The operational posture it requires
Active learning is a strategy that rewards operational discipline. It runs best when you have a clean separation between your unlabeled pool, your labeled training set, and your validation set — and when your annotation pipeline can ingest targeted batches rather than processing an undifferentiated stream.
The validation set deserves special attention. Because active learning deliberately biases the labeled training set toward uncertain, hard examples, held-out evaluation must be drawn separately from the pool before any query cycles begin. A validation set contaminated by query-driven selection will not accurately measure generalization.

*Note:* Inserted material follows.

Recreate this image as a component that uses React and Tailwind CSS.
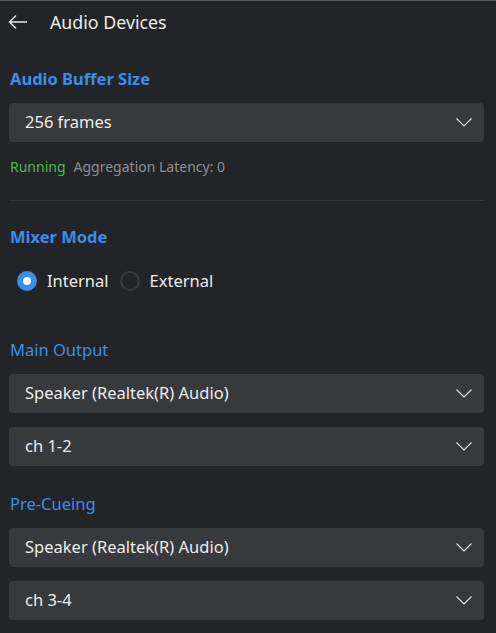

Teams that treat active learning as a drop-in replacement for passive collection — running query cycles without updating their annotation rubrics, without maintaining proper validation splits, without budgeting for harder examples in later rounds — often see disappointing results. The strategy works when the collection infrastructure around it is designed to support it.
Where this fits in a broader data strategy
Active learning is one tool in a data strategy, not a complete answer. It works best alongside a clear task definition, a well-designed annotation rubric, and a realistic model of what quality level you are trying to reach.
For teams building out dataset programs for fine-tuning or evaluation, the question worth asking is not "should we use active learning" but "at what stage does active learning become the right call." For most programs, the answer is after the seed set is solid, after the annotation rubric has been stress-tested on a first review pass, and after you have enough unlabeled pool to make selection meaningful.
That is the point where selecting smartly beats collecting broadly.